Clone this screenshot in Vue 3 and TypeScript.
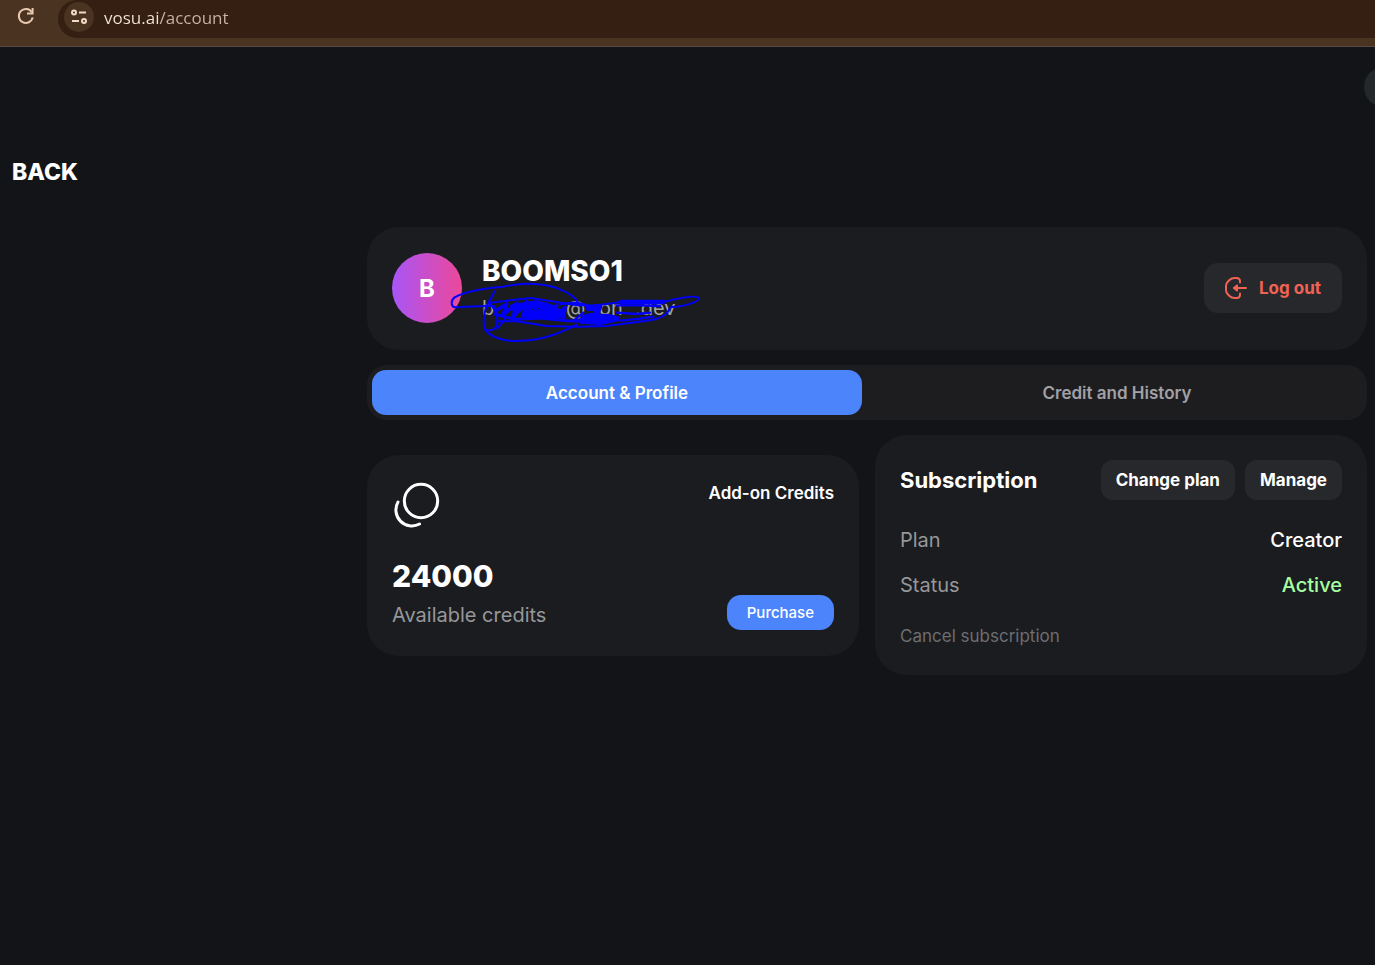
<script setup lang="ts">
import { ref } from 'vue'

type TabId = 'profile' | 'history'

const address = ref('vosu.ai/account')
const activeTab = ref<TabId>('profile')
const tabs: { id: TabId; label: string }[] = [
  { id: 'profile', label: 'Account & Profile' },
  { id: 'history', label: 'Credit and History' },
]
const emailParts = ['b', '@', 'on', '.dev']
const details = [
  { term: 'Plan', value: 'Creator', active: false },
  { term: 'Status', value: 'Active', active: true },
]
</script>

<template>
  <div class="page">
    <header class="browser">
      <button class="reload" type="button" aria-label="Reload">
        <svg width="18" height="18" viewBox="0 0 18 18" fill="none" stroke="currentColor" stroke-width="2">
          <path d="M14.8 5.2A7 7 0 1 0 15.7 10.4" />
          <path d="M15.6 1v5.6H10" />
        </svg>
      </button>
      <div class="omnibox">
        <button class="site" type="button" aria-label="Site information">
          <svg width="18" height="18" viewBox="0 0 18 18" fill="none" stroke="currentColor" stroke-width="2">
            <circle cx="4" cy="4.5" r="2" />
            <path d="M9 4.5h7M2 13h7" />
            <circle cx="14" cy="13" r="2" />
          </svg>
        </button>
        <input v-model="address" class="address" type="text" aria-label="Address" />
      </div>
    </header>

    <div class="menu-row"><button class="menu" type="button" aria-label="Menu"></button></div>
    <a class="back" href="#">BACK</a>

    <main class="content">
      <section class="card profile">
        <div class="avatar">B</div>
        <div class="identity">
          <h1>BOOMSO1</h1>
          <div class="email">
            <span v-for="part in emailParts" :key="part">{{ part }}</span>
            <svg class="scribble" width="252" height="62" viewBox="270 186 756 186" fill="none" stroke="#0000fb" stroke-width="6" stroke-linecap="round" stroke-linejoin="round">
              <path d="M402 258C350 256 310 262 284 262C272 260 272 240 284 232C320 212 376 204 430 200C490 186 560 190 600 208C634 222 654 238 658 258" />
              <path d="M404 214L378 262C370 290 366 326 386 340C420 366 480 366 530 358C580 348 620 330 650 314" />
              <path d="M376 330C400 334 412 326 412 300C412 280 400 260 384 248L410 270M412 326L436 296" />
              <path d="M390 248L440 242L512 234L590 246L640 254L700 258L780 246L920 244L944 238C980 230 1010 228 1017 234C1020 244 970 260 946 260L930 262C924 284 900 298 860 302L740 318L650 320L560 318L470 304L416 304" />
              <path d="M410 270L440 252L430 284L470 250L460 290L500 246L490 288L530 246L520 290L560 252L550 290L590 256L580 292L615 262L610 292" stroke-width="11" />
              <path d="M460 262L530 252L580 266L600 284L500 280" stroke-width="22" />
              <path d="M405 282L440 292L470 298L540 294L620 302L680 304" stroke-width="9" />
              <path d="M684 264L718 260L708 284L674 292L740 290L770 296L720 306L664 302" stroke-width="18" />
              <path d="M600 252L650 248L690 258M644 300L670 278" stroke-width="7" />
              <path d="M782 246L910 246" stroke-width="13" />
              <path d="M770 256L840 256L900 258M770 278L830 282L870 278M780 302L840 296L880 290" stroke-width="7" />
            </svg>
          </div>
        </div>
        <button class="logout" type="button">
          <svg width="22" height="22" viewBox="0 0 22 22" fill="none" stroke="currentColor" stroke-width="2" stroke-linecap="round" stroke-linejoin="round">
            <path d="M15 5.5V4.5Q15 1 11.5 1H9.500Q6.500 1 4.500 3L3 4.500Q1 6.500 1 9V13Q1 15.500 3 17.500L4.500 19Q6.500 21 9.500 21H11.500Q15 21 15 17.500V16.500" />
            <path d="M21 11H9" />
            <path d="M12 8.500L9 11L12 13.500Z" fill="currentColor" />
          </svg>
          <span>Log out</span>
        </button>
      </section>

      <div class="tabs" role="tablist">
        <button
          v-for="tab in tabs"
          :key="tab.id"
          class="tab"
          :class="{ selected: activeTab === tab.id }"
          type="button"
          role="tab"
          :aria-selected="activeTab === tab.id"
          @click="activeTab = tab.id"
        >{{ tab.label }}</button>
      </div>

      <div class="columns">
        <section class="card credits">
          <div class="credits-top">
            <svg width="48" height="48" viewBox="0 0 48 48" fill="none" stroke="#fff" stroke-width="3" stroke-linecap="round">
              <circle cx="29" cy="19" r="16.700" />
              <path d="M6 20A16 16 0 0 0 27.500 42" />
            </svg>
            <span class="addon">Add-on Credits</span>
          </div>
          <div class="credits-bottom">
            <div>
              <strong class="amount">24000</strong>
              <span class="caption">Available credits</span>
            </div>
            <button class="purchase" type="button">Purchase</button>
          </div>
        </section>

        <section class="card subscription">
          <div class="sub-head">
            <h2>Subscription</h2>
            <button class="small" type="button">Change plan</button>
            <button class="small" type="button">Manage</button>
          </div>
          <dl>
            <div v-for="row in details" :key="row.term" class="row">
              <dt>{{ row.term }}</dt>
              <dd :class="{ active: row.active }">{{ row.value }}</dd>
            </div>
          </dl>
          <button class="cancel" type="button">Cancel subscription</button>
        </section>
      </div>
    </main>
  </div>
</template>

<style>
body {
  background: #131418;
}
</style>

<style scoped>
.page {
  min-height: 100vh;
  overflow: hidden;
  background: #131418;
  color: #fff;
  font-family: Inter, "Liberation Sans", sans-serif;
}
.page, .page * {
  box-sizing: border-box;
}
button {
  padding: 0;
  border: 0;
  background: none;
  color: inherit;
  font: inherit;
  cursor: pointer;
}
h1, h2, dl, dd {
  margin: 0;
}
svg {
  display: block;
  flex: none;
}
.browser {
  display: flex;
  align-items: flex-start;
  height: 47px;
  border-bottom: 1px solid #554b43;
  background: #4b3321;
}
.reload {
  flex: none;
  width: 58px;
  padding: 7px 0 0 17px;
  color: #e8c9b0;
}
.omnibox {
  display: flex;
  flex: 1;
  align-items: center;
  height: 38px;
  padding-left: 6px;
  border-radius: 20px 0 0 20px;
  background: #341f12;
}
.site {
  display: grid;
  flex: none;
  place-items: center;
  width: 30px;
  height: 30px;
  margin-bottom: 4px;
  border-radius: 50%;
  background: #4b3321;
  color: #f2dac8;
}
.address {
  flex: 1;
  min-width: 0;
  height: 30px;
  padding: 0;
  margin: 0 0 4px 10px;
  border: 0;
  outline: 0;
  background: linear-gradient(90deg, #f8e5d8 55px, #cbb5a5 55px);
  background-clip: text;
  color: transparent;
  font: 17px "Open Sans", "Noto Sans", sans-serif;
}
.menu-row {
  display: flex;
  justify-content: flex-end;
  padding-top: 20px;
}
.menu {
  width: 40px;
  height: 40px;
  margin-right: -29px;
  border-radius: 50%;
  background: #25282a;
}
.back {
  display: block;
  width: max-content;
  margin: 50px 0 0 12px;
  color: #fff;
  font-size: 23px;
  font-weight: 800;
  line-height: 30px;
  text-decoration: none;
}
.content {
  display: flex;
  flex-direction: column;
  gap: 15px;
  margin: 40px 8px 40px 367px;
}
.card {
  border-radius: 32px;
  background: #1b1c1f;
}
.profile {
  display: flex;
  align-items: center;
  padding: 24px 25px 25px;
}
.avatar {
  display: grid;
  flex: none;
  place-items: center;
  width: 70px;
  height: 70px;
  border-radius: 50%;
  background: linear-gradient(90deg, #a855f7, #ec4899);
  font-size: 24px;
  font-weight: 700;
}
.identity {
  flex: 1;
  margin-left: 20px;
}
h1 {
  font-size: 28px;
  font-weight: 800;
  line-height: 40px;
}
.email {
  position: relative;
  display: grid;
  grid-template-columns: 84px 33px 36px auto;
  justify-content: start;
  color: #a3a3a3;
  font-size: 20px;
  line-height: 34px;
}
.scribble {
  position: absolute;
  top: -9px;
  left: -32px;
}
.logout {
  display: flex;
  gap: 12px;
  align-items: center;
  height: 50px;
  padding: 0 21px;
  border-radius: 14px;
  background: #27282b;
  color: #ef6354;
  font-size: 17px;
  font-weight: 700;
}
.tabs {
  display: flex;
  gap: 10px;
  padding: 5px;
  border-radius: 20px;
  background: #1d1d20;
}
.tab {
  flex: 1;
  height: 45px;
  border-radius: 14px;
  color: #a1a1a5;
  font-size: 17px;
  font-weight: 600;
}
.tab.selected {
  background: #4c84fc;
  color: #fff;
}
.columns {
  display: grid;
  grid-template-columns: 1fr 1fr;
  gap: 16px;
  align-items: start;
}
.credits {
  margin-top: 20px;
  padding: 27px 25px 23px;
}
.credits-top, .credits-bottom, .sub-head, .row {
  display: flex;
  justify-content: space-between;
}
.addon {
  font-size: 17px;
  font-weight: 600;
  line-height: 22px;
}
.credits-bottom {
  align-items: flex-end;
  margin-top: 27px;
}
.amount {
  display: block;
  font-size: 30px;
  font-weight: 800;
  line-height: 38px;
}
.caption {
  display: block;
  margin-top: 2px;
  color: #96979a;
  font-size: 20px;
  line-height: 36px;
}
.purchase {
  height: 35px;
  margin-bottom: 3px;
  padding: 0 20px;
  border-radius: 14px;
  background: #4c84fc;
  font-size: 15px;
  font-weight: 500;
}
.subscription {
  padding: 25px 25px 24px;
}
.sub-head {
  gap: 10px;
  align-items: center;
}
h2 {
  flex: 1;
  font-size: 22px;
  font-weight: 700;
  line-height: 40px;
}
.small {
  height: 40px;
  padding: 0 15px;
  border-radius: 12px;
  background: #27282b;
  font-size: 17px;
  font-weight: 700;
}
dl {
  margin-top: 17px;
}
.row {
  align-items: center;
  height: 45px;
  font-size: 20px;
}
dt {
  color: #96979a;
}
dd {
  font-weight: 500;
}
.active {
  color: #a5ffa0;
}
.cancel {
  display: block;
  margin-top: 14px;
  color: #6d6e71;
  font-size: 17px;
  line-height: 30px;
}
</style>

────

EXERCISE DESCRIPTION: Pictures stay out. Print the data exactly, from its first line through the line containing "type TabId = 'profile' | 'history'".

WRITTEN RESPONSE:
Clone this screenshot in Vue 3 and TypeScript.
<script setup lang="ts">
import { ref } from 'vue'

type TabId = 'profile' | 'history'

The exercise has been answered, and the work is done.